Dual-layered 3D nanofibrous matrix incorporated with dual drugs and their synergetic effect on accelerating wound healing through growth factor regulation.

The by-product of the slaughter house was utilized for the development of promising regenerative wound dressing material. Currently, dual-layered nanofibrous spongy scaffold was fabricated for tissue engineering applications. Herein, Keratin (K)-Fibrin (F)-Gelatin (G) 3D sponge loaded with Mupirocin (M) was fabricated with the naturally derived materials from bovine origin using freeze drying method. Moreover, poly(3-hydroxybutyric acid) (P) and Gelatin(G) solution loaded with Curcumin (C) were electrospun to get the dual drug loaded dual-layered nanofibrous spongy 3D scaffold (KFG:M-PG:C). The fabricated biomaterial was assisted with physical, biological and mechanical property.
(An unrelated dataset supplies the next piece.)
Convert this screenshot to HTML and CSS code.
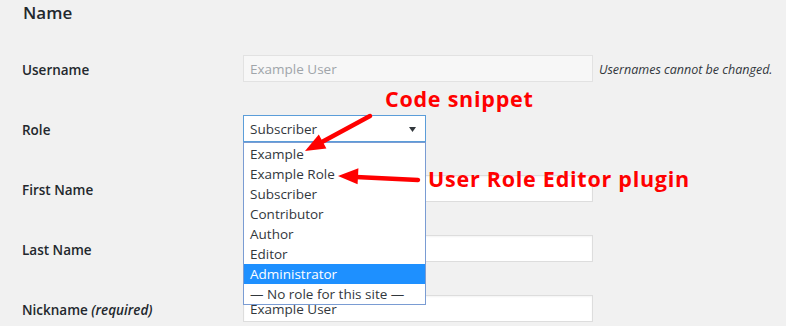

The in vitro cell viability and fluorescence staining of NIH 3T3 and HaCaT cells assist in cell adhesion and proliferation of the dual-layered scaffold. Moreover, in vivo assessment using silicone splint animal model was employed. The nanofibrous surface aids in the migration of fibroblast for the increased the collagen deposition and granulation tissue formation. Nonetheless, the 3D spongy surface promotes the gaseous exchange and absorption of exudates. The fabricated KFG:M-PG:C scaffold has the ability to produce perusable material that can integrate with the host tissue. Overall, the three dimensional (3D) dual-layered nanofibrous spongy scaffold with synergistic effect of dual drugs prevents from infection and facilitates as highly durable substrate in tissue engineering application.